*DATA SUPPLIED*:

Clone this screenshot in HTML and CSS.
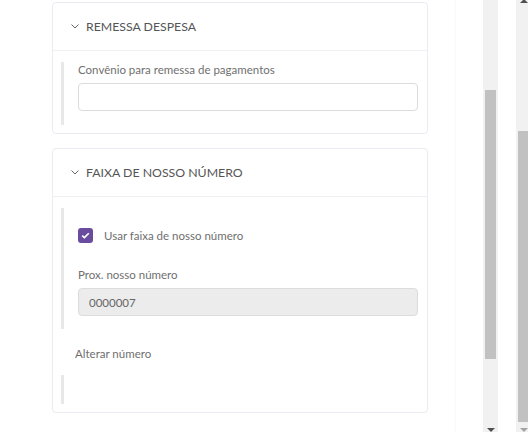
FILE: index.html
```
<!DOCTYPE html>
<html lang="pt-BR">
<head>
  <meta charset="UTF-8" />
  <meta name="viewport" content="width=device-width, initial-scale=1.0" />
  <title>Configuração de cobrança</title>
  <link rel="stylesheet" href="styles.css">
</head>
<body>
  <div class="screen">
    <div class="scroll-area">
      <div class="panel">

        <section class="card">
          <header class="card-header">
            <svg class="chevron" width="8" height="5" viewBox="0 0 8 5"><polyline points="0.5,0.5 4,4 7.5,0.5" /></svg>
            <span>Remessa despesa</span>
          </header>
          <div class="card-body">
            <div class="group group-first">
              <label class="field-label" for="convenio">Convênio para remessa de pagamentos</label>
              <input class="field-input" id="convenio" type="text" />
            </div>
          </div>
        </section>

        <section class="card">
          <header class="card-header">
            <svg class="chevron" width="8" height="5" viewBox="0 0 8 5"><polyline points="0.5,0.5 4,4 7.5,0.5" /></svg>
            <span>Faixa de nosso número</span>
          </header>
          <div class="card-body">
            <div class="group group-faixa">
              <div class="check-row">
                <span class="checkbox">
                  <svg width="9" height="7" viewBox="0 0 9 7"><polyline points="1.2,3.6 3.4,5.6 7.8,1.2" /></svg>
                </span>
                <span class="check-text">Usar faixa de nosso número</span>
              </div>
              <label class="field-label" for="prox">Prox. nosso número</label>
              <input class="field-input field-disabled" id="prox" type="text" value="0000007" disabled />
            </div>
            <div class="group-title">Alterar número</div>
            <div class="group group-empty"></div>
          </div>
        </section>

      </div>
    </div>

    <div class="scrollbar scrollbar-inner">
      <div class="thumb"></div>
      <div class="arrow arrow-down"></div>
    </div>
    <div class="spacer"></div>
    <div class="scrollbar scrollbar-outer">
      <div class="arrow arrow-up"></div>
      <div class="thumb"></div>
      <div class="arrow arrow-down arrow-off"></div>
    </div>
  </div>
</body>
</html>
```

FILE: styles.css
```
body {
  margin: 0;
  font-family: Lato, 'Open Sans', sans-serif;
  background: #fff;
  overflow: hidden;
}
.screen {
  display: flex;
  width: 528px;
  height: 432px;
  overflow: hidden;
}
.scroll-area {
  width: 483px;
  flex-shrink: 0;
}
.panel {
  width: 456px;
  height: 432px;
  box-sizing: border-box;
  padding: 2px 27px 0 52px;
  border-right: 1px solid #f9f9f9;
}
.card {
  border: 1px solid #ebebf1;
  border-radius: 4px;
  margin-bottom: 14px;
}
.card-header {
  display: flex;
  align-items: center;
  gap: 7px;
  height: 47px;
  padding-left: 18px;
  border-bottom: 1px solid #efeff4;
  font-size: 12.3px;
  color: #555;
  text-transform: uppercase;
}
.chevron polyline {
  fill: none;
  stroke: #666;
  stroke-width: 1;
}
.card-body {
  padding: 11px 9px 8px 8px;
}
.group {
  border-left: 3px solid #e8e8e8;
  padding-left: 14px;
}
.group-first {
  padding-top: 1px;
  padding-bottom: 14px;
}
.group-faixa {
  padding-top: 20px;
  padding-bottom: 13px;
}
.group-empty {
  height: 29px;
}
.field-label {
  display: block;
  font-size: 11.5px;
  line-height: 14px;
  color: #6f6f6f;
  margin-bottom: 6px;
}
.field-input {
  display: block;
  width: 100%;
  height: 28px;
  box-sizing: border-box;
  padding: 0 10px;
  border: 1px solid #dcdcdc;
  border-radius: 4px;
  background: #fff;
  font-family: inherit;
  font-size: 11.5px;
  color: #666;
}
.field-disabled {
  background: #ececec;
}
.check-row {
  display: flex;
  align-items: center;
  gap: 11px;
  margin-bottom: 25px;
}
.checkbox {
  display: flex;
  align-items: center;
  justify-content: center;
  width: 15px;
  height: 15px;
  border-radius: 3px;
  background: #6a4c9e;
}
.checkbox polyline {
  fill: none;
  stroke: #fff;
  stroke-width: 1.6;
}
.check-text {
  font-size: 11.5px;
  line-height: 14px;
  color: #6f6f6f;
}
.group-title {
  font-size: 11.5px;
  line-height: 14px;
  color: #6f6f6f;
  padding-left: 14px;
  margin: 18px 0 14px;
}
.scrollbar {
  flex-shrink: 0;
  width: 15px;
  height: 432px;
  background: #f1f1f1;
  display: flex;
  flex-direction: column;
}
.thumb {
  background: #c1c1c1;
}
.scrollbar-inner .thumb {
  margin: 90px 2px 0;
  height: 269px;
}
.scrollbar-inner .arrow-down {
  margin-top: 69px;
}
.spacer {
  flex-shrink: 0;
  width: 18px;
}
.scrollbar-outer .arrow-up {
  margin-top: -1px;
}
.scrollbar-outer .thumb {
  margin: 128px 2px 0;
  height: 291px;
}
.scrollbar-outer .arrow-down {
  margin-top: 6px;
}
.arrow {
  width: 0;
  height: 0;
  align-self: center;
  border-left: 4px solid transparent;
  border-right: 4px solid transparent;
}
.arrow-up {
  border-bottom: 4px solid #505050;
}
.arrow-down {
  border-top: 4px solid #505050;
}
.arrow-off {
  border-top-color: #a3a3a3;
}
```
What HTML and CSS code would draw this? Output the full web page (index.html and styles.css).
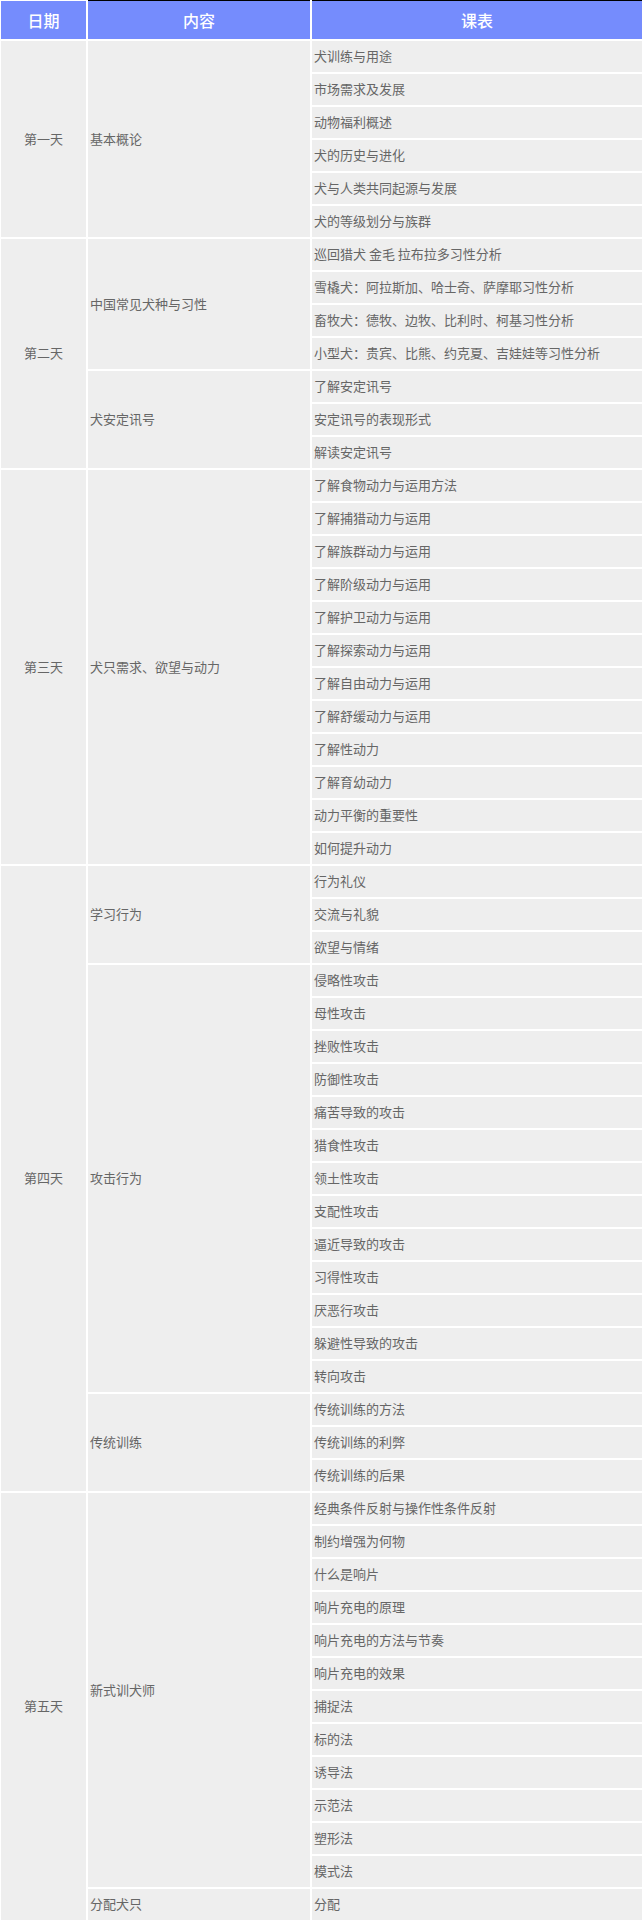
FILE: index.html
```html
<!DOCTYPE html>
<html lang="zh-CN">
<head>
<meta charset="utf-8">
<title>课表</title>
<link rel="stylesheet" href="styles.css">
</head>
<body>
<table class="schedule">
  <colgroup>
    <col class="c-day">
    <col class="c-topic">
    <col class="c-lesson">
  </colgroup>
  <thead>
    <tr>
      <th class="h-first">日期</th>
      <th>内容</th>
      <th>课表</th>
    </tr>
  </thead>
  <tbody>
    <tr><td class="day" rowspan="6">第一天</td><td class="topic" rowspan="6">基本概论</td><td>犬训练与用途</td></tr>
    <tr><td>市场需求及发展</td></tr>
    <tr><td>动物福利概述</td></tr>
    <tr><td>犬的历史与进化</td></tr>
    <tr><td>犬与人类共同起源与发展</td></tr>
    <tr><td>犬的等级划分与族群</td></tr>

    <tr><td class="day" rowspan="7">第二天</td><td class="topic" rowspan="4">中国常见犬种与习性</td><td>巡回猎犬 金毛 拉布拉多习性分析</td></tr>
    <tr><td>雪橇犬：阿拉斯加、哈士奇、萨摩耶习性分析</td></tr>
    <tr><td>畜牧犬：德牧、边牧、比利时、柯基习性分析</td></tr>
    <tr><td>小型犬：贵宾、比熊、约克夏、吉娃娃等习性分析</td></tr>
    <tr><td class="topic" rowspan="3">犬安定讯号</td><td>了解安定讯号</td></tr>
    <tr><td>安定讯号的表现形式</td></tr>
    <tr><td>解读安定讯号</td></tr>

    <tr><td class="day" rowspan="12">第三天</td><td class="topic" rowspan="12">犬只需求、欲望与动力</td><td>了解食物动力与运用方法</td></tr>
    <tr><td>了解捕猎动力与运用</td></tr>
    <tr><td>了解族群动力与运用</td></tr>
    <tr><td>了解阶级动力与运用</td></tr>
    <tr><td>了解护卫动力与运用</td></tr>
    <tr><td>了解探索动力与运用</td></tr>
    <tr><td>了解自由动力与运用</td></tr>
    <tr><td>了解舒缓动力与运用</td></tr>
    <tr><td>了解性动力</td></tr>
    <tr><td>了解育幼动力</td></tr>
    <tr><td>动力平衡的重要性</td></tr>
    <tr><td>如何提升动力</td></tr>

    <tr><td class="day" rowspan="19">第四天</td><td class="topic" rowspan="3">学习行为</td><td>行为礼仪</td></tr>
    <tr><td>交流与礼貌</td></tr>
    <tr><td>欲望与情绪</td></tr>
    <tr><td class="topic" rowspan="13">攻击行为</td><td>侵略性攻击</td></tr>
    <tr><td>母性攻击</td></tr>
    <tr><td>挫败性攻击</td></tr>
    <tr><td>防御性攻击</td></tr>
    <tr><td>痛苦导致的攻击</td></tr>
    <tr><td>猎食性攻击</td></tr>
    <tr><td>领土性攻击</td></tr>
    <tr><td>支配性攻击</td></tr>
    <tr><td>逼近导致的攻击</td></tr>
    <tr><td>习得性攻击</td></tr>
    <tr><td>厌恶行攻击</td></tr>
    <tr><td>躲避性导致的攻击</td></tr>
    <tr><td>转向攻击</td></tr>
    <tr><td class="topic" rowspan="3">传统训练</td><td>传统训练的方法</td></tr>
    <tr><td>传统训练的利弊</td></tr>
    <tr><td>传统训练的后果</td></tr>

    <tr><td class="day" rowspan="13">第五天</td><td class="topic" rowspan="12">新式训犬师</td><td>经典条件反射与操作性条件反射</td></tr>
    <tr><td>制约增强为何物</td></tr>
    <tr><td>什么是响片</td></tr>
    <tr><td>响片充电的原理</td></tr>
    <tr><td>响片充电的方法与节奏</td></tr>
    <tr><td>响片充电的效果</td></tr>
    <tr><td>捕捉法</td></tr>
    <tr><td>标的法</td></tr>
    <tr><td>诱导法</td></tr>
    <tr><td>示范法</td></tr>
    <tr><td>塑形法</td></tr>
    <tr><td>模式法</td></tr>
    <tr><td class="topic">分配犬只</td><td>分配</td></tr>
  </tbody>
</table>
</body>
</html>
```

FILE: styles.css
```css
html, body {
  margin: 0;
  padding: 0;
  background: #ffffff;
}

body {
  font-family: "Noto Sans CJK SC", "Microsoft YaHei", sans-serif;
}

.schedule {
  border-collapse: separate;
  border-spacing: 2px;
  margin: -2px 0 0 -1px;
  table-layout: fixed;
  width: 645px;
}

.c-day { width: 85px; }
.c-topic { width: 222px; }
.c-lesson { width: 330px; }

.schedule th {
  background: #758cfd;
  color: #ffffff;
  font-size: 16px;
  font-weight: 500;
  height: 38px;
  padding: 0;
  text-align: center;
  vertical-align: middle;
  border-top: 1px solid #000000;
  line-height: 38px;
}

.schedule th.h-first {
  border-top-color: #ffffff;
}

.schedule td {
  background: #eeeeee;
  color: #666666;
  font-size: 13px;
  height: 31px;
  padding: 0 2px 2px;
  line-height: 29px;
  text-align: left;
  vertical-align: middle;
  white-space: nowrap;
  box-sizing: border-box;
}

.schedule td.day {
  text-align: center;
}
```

*TASK DETAILS*:
For each line of the entries that includes "styles", show that line.

*CORRECT ANSWER*:
  <link rel="stylesheet" href="styles.css">
FILE: styles.css
What HTML and CSS code would draw this? Output the full web page (index.html and styles.css).
<link rel="stylesheet" href="styles.css">
FILE: styles.css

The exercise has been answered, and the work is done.